The column went into deep, and somewhat emotional, detail supporting my opinion against his co-sponsoring a bill to allow bicycles and other questionable uses of established wilderness areas, including my beloved Bob Marshall. I ended the piece giving the Congressman some fatherly advice about his future political plans. I considered that to be a reasonable thing seeing as how I have kids near his middle-age bracket.

It has been only natural for me to wonder how a successful and influential man like Gianforte might feel about my opinion and advice, if he ever saw or heard about it.

I had met the Congressman a time or two, but we certainly were not on a first name basis.

Ker-pow!
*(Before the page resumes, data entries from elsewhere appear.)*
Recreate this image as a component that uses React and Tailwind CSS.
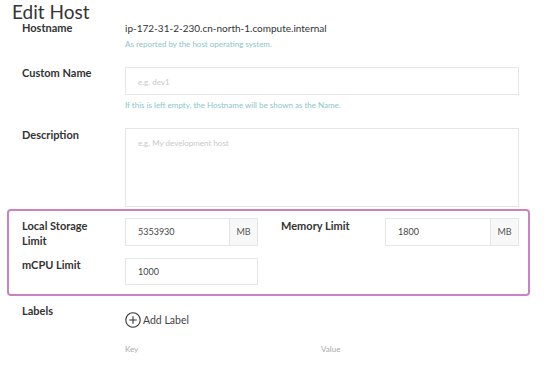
export default function App() {
  const font = { fontFamily: 'Lato, "Open Sans", sans-serif' };
  return (
    <div className="w-[549px] h-[382px] bg-white overflow-hidden text-[#333]" style={font}>
      <div className="pl-[12px] h-[21px] text-[19px] leading-[23px] text-[#333]">Edit Host</div>

      {/* Hostname */}
      <div className="flex">
        <div className="w-[103px] pl-[22px] shrink-0 box-content text-[11px] leading-[14px] font-bold">Hostname</div>
        <div className="flex flex-col">
          <div className="text-[10px] leading-[14px]">ip-172-31-2-230.cn-north-1.compute.internal</div>
          <div className="mt-[3px] text-[8px] leading-[12px] text-[#8cc5c9]">As reported by the host operating system.</div>
        </div>
      </div>

      {/* Custom Name */}
      <div className="flex mt-[17px]">
        <div className="w-[103px] pl-[22px] shrink-0 box-content text-[11px] leading-[14px] font-bold -mt-[1px]">Custom Name</div>
        <div className="flex flex-col w-[394px]">
          <div className="h-[28px] border border-[#e6e6e6] pl-[12px] pt-[8px] text-[8px] leading-[12px] text-[#c8c8c8]">
            <span>e.g. dev1</span>
          </div>
          <div className="mt-[4px] text-[8px] leading-[12px] text-[#8cc5c9]">If this is left empty, the Hostname will be shown as the Name.</div>
        </div>
      </div>

      {/* Description */}
      <div className="flex mt-[17px]">
        <div className="w-[103px] pl-[22px] shrink-0 box-content text-[11px] leading-[14px] font-bold">Description</div>
        <div className="w-[394px] h-[79px] border border-[#e6e6e6] pl-[12px] pt-[8px] text-[8px] leading-[12px] text-[#c8c8c8]">e.g. My development host</div>
      </div>

      {/* Limits box */}
      <div className="ml-[7px] mt-[2px] w-[523px] h-[87px] border-2 border-[#c983c2] rounded-[4px] pt-[7px] pl-[13px]">
        <div className="flex">
          <div className="w-[103px] shrink-0 text-[11px] leading-[15px] font-bold">Local Storage<br />Limit</div>
          <div className="w-[133px] h-[28px] border border-[#e6e6e6] flex">
            <div className="flex-1 flex items-center pl-[12px] text-[9px] text-[#444]">5353930</div>
            <div className="w-[28px] border-l border-[#e6e6e6] bg-[#f8f8f8] flex items-center justify-center text-[9px] text-[#555]">MB</div>
          </div>
          <div className="ml-[23px] w-[104px] shrink-0 text-[11px] leading-[15px] font-bold">Memory Limit</div>
          <div className="w-[134px] h-[28px] border border-[#e6e6e6] flex">
            <div className="flex-1 flex items-center pl-[12px] text-[9px] text-[#444]">1800</div>
            <div className="w-[28px] border-l border-[#e6e6e6] bg-[#f8f8f8] flex items-center justify-center text-[9px] text-[#555]">MB</div>
          </div>
        </div>
        <div className="flex mt-[10px]">
          <div className="w-[103px] shrink-0 text-[11px] leading-[15px] font-bold -mt-[1px]">mCPU Limit</div>
          <div className="w-[133px] h-[27px] border border-[#e6e6e6] flex items-center pl-[12px] text-[9px] text-[#444]">1000</div>
        </div>
      </div>

      {/* Labels */}
      <div className="flex mt-[8px]">
        <div className="w-[103px] pl-[22px] shrink-0 box-content text-[11px] leading-[14px] font-bold">Labels</div>
        <div className="flex flex-col">
          <div className="flex items-center mt-[7px] h-[17px]">
            <svg width="16" height="16" viewBox="0 0 16 16" fill="none" stroke="#333" strokeWidth="1.1">
              <circle cx="8" cy="8" r="7.2" />
              <path d="M8 4.2v7.6M4.2 8h7.6" />
            </svg>
            <span className="ml-[2px] text-[10.5px] leading-[14px] text-[#444]">Add Label</span>
          </div>
          <div className="flex mt-[15px] text-[8px] leading-[12px] text-[#aaa]">
            <div className="w-[196px]">Key</div>
            <div>Value</div>
          </div>
        </div>
      </div>
    </div>
  );
}
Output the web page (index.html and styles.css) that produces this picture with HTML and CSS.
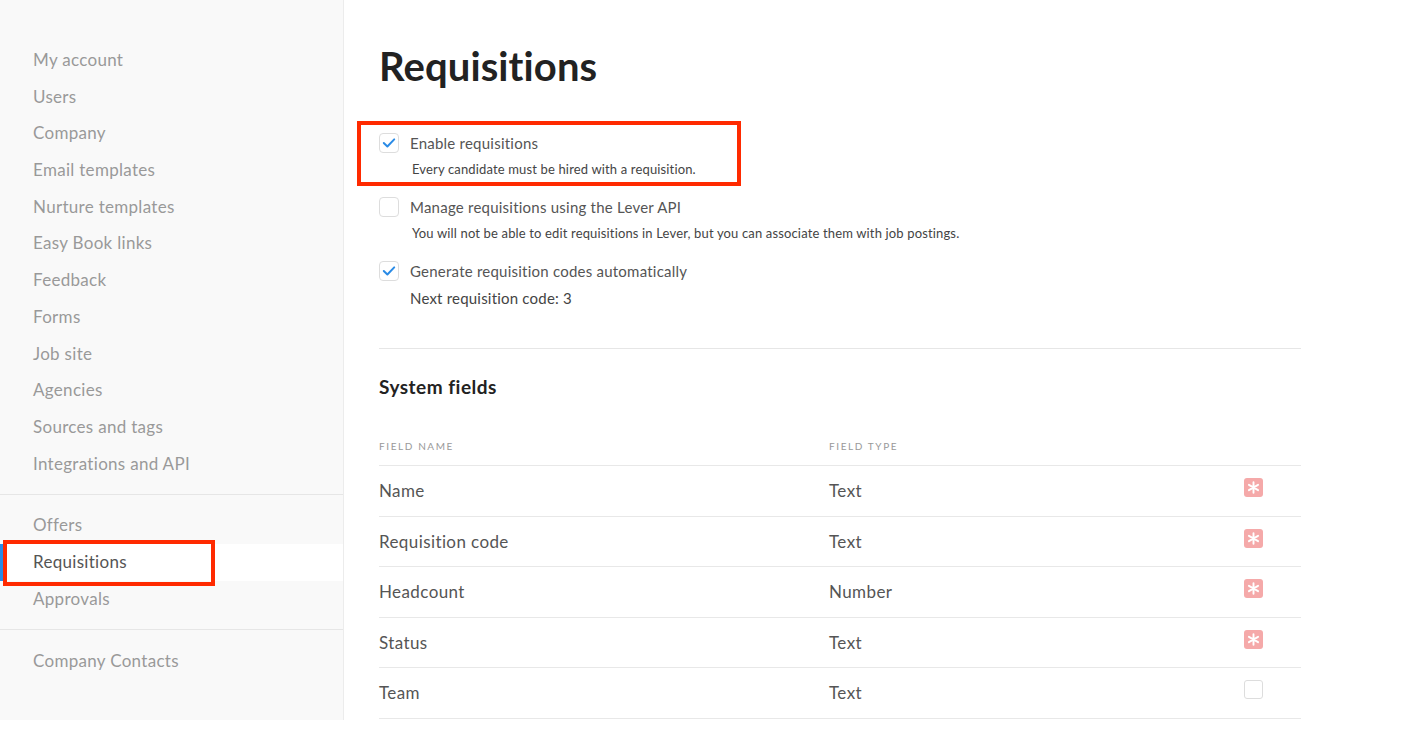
FILE: index.html
```html
<!DOCTYPE html>
<html>
<head>
<meta charset="utf-8">
<link rel="stylesheet" href="styles.css">
</head>
<body>
<div class="page">
  <aside class="sidebar">
    <nav class="nav-group first">
      <a class="nav-item">My account</a>
      <a class="nav-item">Users</a>
      <a class="nav-item">Company</a>
      <a class="nav-item">Email templates</a>
      <a class="nav-item">Nurture templates</a>
      <a class="nav-item">Easy Book links</a>
      <a class="nav-item">Feedback</a>
      <a class="nav-item">Forms</a>
      <a class="nav-item">Job site</a>
      <a class="nav-item">Agencies</a>
      <a class="nav-item">Sources and tags</a>
      <a class="nav-item">Integrations and API</a>
    </nav>
    <nav class="nav-group">
      <a class="nav-item">Offers</a>
      <a class="nav-item active">Requisitions<span class="highlight"></span></a>
      <a class="nav-item">Approvals</a>
    </nav>
    <nav class="nav-group last">
      <a class="nav-item">Company Contacts</a>
    </nav>
  </aside>
  <main class="main">
    <h1 class="title">Requisitions</h1>
    <div class="options">
      <div class="option">
        <span class="checkbox checked"><svg viewBox="0 0 20 20"><path d="M4.2 10 L8.2 13.9 L15.8 6" fill="none" stroke="#2a8be6" stroke-width="2.2" stroke-linecap="round" stroke-linejoin="round"/></svg></span>
        <div class="option-text">
          <div class="option-label">Enable requisitions</div>
          <div class="option-desc">Every candidate must be hired with a requisition.</div>
        </div>
        <span class="highlight"></span>
      </div>
      <div class="option">
        <span class="checkbox"></span>
        <div class="option-text">
          <div class="option-label">Manage requisitions using the Lever API</div>
          <div class="option-desc">You will not be able to edit requisitions in Lever, but you can associate them with job postings.</div>
        </div>
      </div>
      <div class="option">
        <span class="checkbox checked"><svg viewBox="0 0 20 20"><path d="M4.2 10 L8.2 13.9 L15.8 6" fill="none" stroke="#2a8be6" stroke-width="2.2" stroke-linecap="round" stroke-linejoin="round"/></svg></span>
        <div class="option-text">
          <div class="option-label">Generate requisition codes automatically</div>
          <div class="option-next">Next requisition code: 3</div>
        </div>
      </div>
    </div>
    <hr class="divider">
    <h2 class="subtitle">System fields</h2>
    <div class="table">
      <div class="row head">
        <div class="c-name">Field name</div>
        <div class="c-type">Field type</div>
        <div class="c-req"></div>
      </div>
      <div class="row">
        <div class="c-name">Name</div>
        <div class="c-type">Text</div>
        <div class="c-req"><span class="req"><svg viewBox="0 0 20 20"><path d="M10 4.5 V15.5 M5.2 7.2 L14.8 12.8 M14.8 7.2 L5.2 12.8" stroke="#fff" stroke-width="2" stroke-linecap="round"/></svg></span></div>
      </div>
      <div class="row">
        <div class="c-name">Requisition code</div>
        <div class="c-type">Text</div>
        <div class="c-req"><span class="req"><svg viewBox="0 0 20 20"><path d="M10 4.5 V15.5 M5.2 7.2 L14.8 12.8 M14.8 7.2 L5.2 12.8" stroke="#fff" stroke-width="2" stroke-linecap="round"/></svg></span></div>
      </div>
      <div class="row">
        <div class="c-name">Headcount</div>
        <div class="c-type">Number</div>
        <div class="c-req"><span class="req"><svg viewBox="0 0 20 20"><path d="M10 4.5 V15.5 M5.2 7.2 L14.8 12.8 M14.8 7.2 L5.2 12.8" stroke="#fff" stroke-width="2" stroke-linecap="round"/></svg></span></div>
      </div>
      <div class="row">
        <div class="c-name">Status</div>
        <div class="c-type">Text</div>
        <div class="c-req"><span class="req"><svg viewBox="0 0 20 20"><path d="M10 4.5 V15.5 M5.2 7.2 L14.8 12.8 M14.8 7.2 L5.2 12.8" stroke="#fff" stroke-width="2" stroke-linecap="round"/></svg></span></div>
      </div>
      <div class="row">
        <div class="c-name">Team</div>
        <div class="c-type">Text</div>
        <div class="c-req"><span class="req empty"></span></div>
      </div>
    </div>
  </main>
</div>
</body>
</html>
```

FILE: styles.css
```css
* { box-sizing: border-box; }
html, body { margin: 0; padding: 0; background: #fff; }
body {
  font-family: Lato, "Open Sans", sans-serif;
  color: #555;
  height: 752px;
  overflow: hidden;
}
.page {
  display: flex;
  align-items: flex-start;
}
.sidebar {
  width: 344px;
  height: 720px;
  flex: none;
  background: #f9f9f9;
  border-right: 1px solid #ececec;
  padding-top: 42px;
}
.nav-group {
  display: flex;
  flex-direction: column;
  border-top: 1px solid #e6e6e6;
  padding: 12px 0 12px;
}
.nav-group.first {
  border-top: none;
  padding-top: 0;
  padding-bottom: 12px;
}
.nav-group.last {
  padding-top: 13px;
}
.nav-item {
  position: relative;
  display: block;
  height: 36.7px;
  line-height: 36.7px;
  padding-left: 33px;
  font-size: 17px;
  letter-spacing: 0.3px;
  color: #999;
}
.nav-item.active {
  background: #fff;
  color: #555;
  box-shadow: inset 3px 0 0 #2a8be6;
}
.nav-item .highlight {
  position: absolute;
  left: 3px;
  top: -4px;
  width: 212px;
  height: 46px;
  border: 4px solid #ff2a00;
}
.main {
  flex: 1;
  padding: 0 105px 0 35px;
}
.title {
  margin: 40px 0 0;
  font-size: 40px;
  font-weight: 700;
  color: #222;
  line-height: 52px;
  letter-spacing: 0.1px;
}
.options {
  margin-top: 41px;
  display: flex;
  flex-direction: column;
  gap: 20px;
}
.option {
  position: relative;
  display: flex;
  gap: 11px;
}
.option .highlight {
  position: absolute;
  left: -22px;
  top: -12px;
  width: 384px;
  height: 65px;
  border: 4px solid #ff2a00;
}
.checkbox {
  width: 20px;
  height: 20px;
  flex: none;
  border: 1px solid #ddd;
  border-radius: 4px;
  background: #fff;
  display: flex;
}
.checkbox svg { width: 18px; height: 18px; }
.option-text {
  display: flex;
  flex-direction: column;
}
.option-label {
  font-size: 15px;
  line-height: 20px;
  letter-spacing: 0.23px;
  color: #555;
}
.option-desc {
  margin-top: 8px;
  padding-left: 2px;
  font-size: 13px;
  line-height: 16px;
  letter-spacing: 0.15px;
  color: #444;
}
.option-next {
  margin-top: 7px;
  font-size: 15px;
  line-height: 20px;
  letter-spacing: 0.2px;
  color: #444;
}
.divider {
  margin: 40px 0 0;
  border: none;
  border-top: 1px solid #e6e6e6;
}
.subtitle {
  margin: 26px 0 0;
  font-size: 19px;
  font-weight: 700;
  color: #222;
  line-height: 24px;
  letter-spacing: 0.5px;
}
.table {
  margin-top: 35px;
}
.row {
  display: flex;
  align-items: center;
  height: 50.5px;
  border-bottom: 1px solid #e8e8e8;
  font-size: 17px;
  letter-spacing: 0.4px;
  color: #555;
}
.row.head {
  height: 32px;
  align-items: flex-start;
  font-size: 10px;
  letter-spacing: 1.6px;
  text-transform: uppercase;
  color: #999;
  line-height: 24px;
}
.c-name { width: 450px; }
.c-type { flex: 1; }
.c-req { width: 57px; display: flex; }
.req {
  width: 19px;
  height: 19px;
  border-radius: 3px;
  background: #f5a9a9;
  display: flex;
  margin-top: -6px;
}
.req svg { width: 19px; height: 19px; }
.req.empty {
  background: #fff;
  border: 1px solid #ddd;
}
```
I came out of the KGEZ broadcast studio last Thursday morning after my daily 7:40 a.m. “News and Comment” program. There, by my desk, stood Greg Gianforte, his wife Susan, and his Montana Field Representative, Bret Simons. It was a surprise shock to me, and I do not recall in detail what happened immediately, but Congressman Gianforte in some way acknowledged our having met before. I could help wondering again if he knew about my column.

To put myself on firm footing for whatever direction our following conversation might take, I looked him in the eye and firmly stated to him and his party, “I am an UNELECTED TROUBLE MAKER.”

When the laughter had subsided, the Congressman and I discussed the proposed wilderness change bill and I told him about my column. He was very quick to state in clear terms that he had undergone “a change in his opinion” on that issue and that he would vote against the bill, if it ever makes it onto the floor. He said he had heard from many people, not just from Montana, who felt the same way I do.

There is no way of knowing if the Congressman and I will ever meet again. If we do, I am going to call him “Greg.”

G. George Ostrom is an award-winning columnist from Kalispell.